Yuki Iwamura/Bloomberg

Disappointing CPI

  • Earlier this week, the consumer price index, which measures consumer inflation, data for March was released. It revealed a 0.4% increase from February and a 3.5% increase from last year. Additionally, core CPI, which is the preferred measure of the Federal Reserve and removes volatile costs like food and energy, rose 0.3% for the month and 3.4% for the year. Both CPI and core CPI were higher than expectations and are obviously both above the Fed’s desired 2% inflation. 

  • This inflation seems to have made consumers lose confidence as the University of Michigan’s consumer sentiment index fell from 79.4 to 77.9. A small decrease, but a shift in faith that could continue as high interest rates and uncomfortable interest rates persist. If the index falls further, then one could expect inflation to possibly linger longer and effects on the 2024 Presidential election.

  • Additionally, this marks the third monthly uncomfortably high inflation report, dashing hopes for interest rate cuts in the next few months. Instead, it has become a serious question of if and no longer when interest rate cuts will happen. It seems that the narrative of higher for longer will simply become the norm for much if not most of 2024, with high mortgage rates rearing its ugly head again as the average 30-year mortgage rate rose above 7% recently

  • Compounding this unfortunate reality is the BLS jobs report from Monday, which surpassed expectations as the US added 303,000 jobs in March compared to expectations of only 205,000. While these figures may be revised by next month, it only further pushes the Federal Reserve away from interest rate cuts. 

Dado Ruvic/Reuters

AI Development

  • While AI is always seemingly making breakthroughs, recent signaling by OpenAI and Meta regarding AI reasoning has been particularly intriguing.
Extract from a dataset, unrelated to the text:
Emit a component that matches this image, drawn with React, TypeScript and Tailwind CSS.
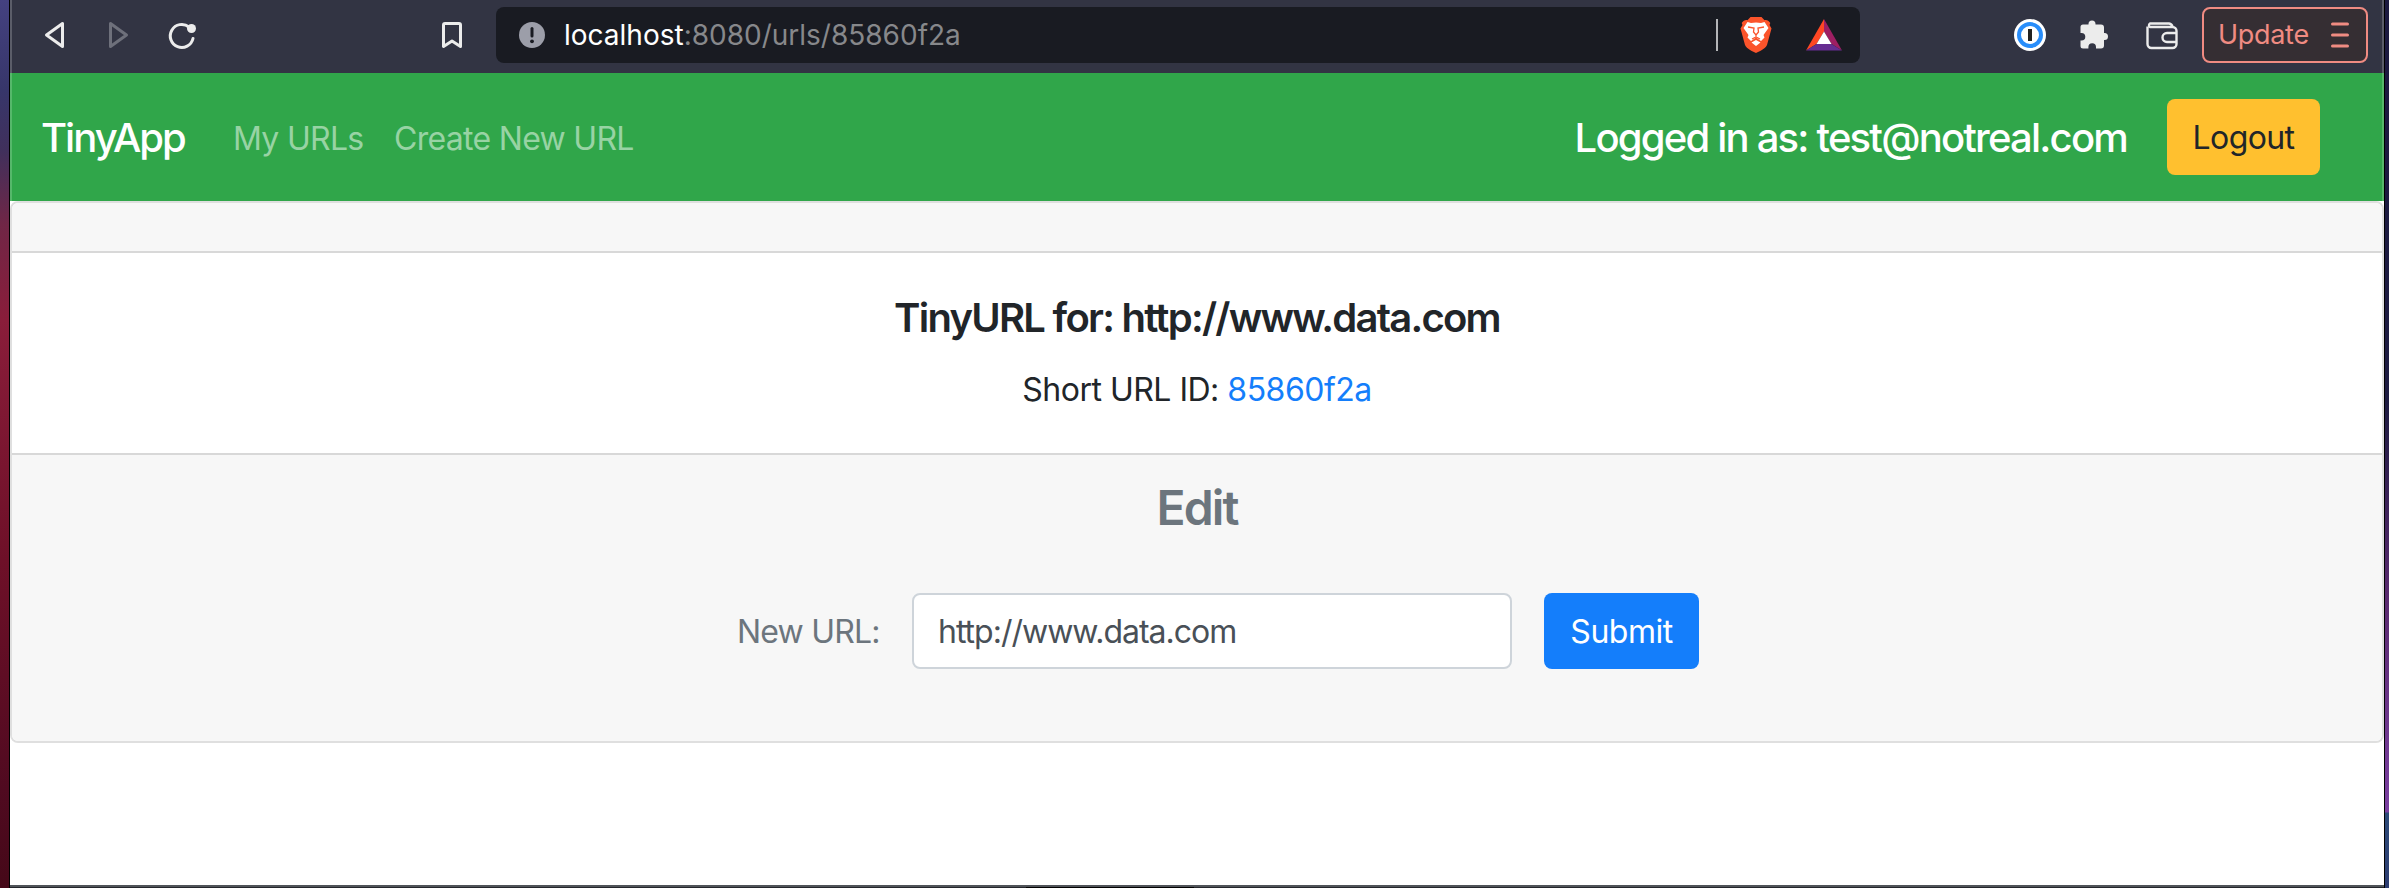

Both of these companies will be releasing their next generation of AI large language models(LLMs) soon as Llama 3 was announced to be rolling out in the next few weeks and GPT-5 would be coming out “soon”.

  • As a part of this, announcements have been made about reasoning. Meta’s vice president of AI research has said that they’re working to get AI “to reason, to plan . . . to have memory”. OpenAI COO has said that they’re starting to “scratch the surface on the ability that these models have to reason”. 

  • While these are likely the typical Silicon Valley promises companies make about innovative tech, they do reflect the growing potential of AI and the need to pay attention. Every step along the way to AI development is a step to the creation of AI that may one day mediate “our entire digital diet” in the words of Meta’s chief AI scientist.

Atta Kenare/AFP

What a Time to be Alive…

  • While news organizations and humble newsletters like yours truly can often have a negative slant due to those topics being some of the most important and interesting, there really can’t be enough said about the global conflicts in the world. Increasingly, geopolitical tensions and conflicts have seeped into the world of economics and business, so it is more important than ever to be up to date on some of these events. 

  • Some recent examples of this are…

  • With Iran’s recent strike on Israel in mind, it’ll be important to see how conflicts around the world are unfolding and their possible economic effect. 

Weekly Question

How economically impactful was the solar eclipse on Monday?

  • A: It added $400 million to the US economy

  • B: Since it lowered internet activity, it led to a loss of $120 million to the US economy

  • C: It had no measurable impact

  • D: It added $6 billion to the US economy. 

Getty Images

Answer: D, or at least according to one estimate. The Perryman Group believes the eclipse possibly added up to $6 billion to GDP since it led to an influx of travelers and spending.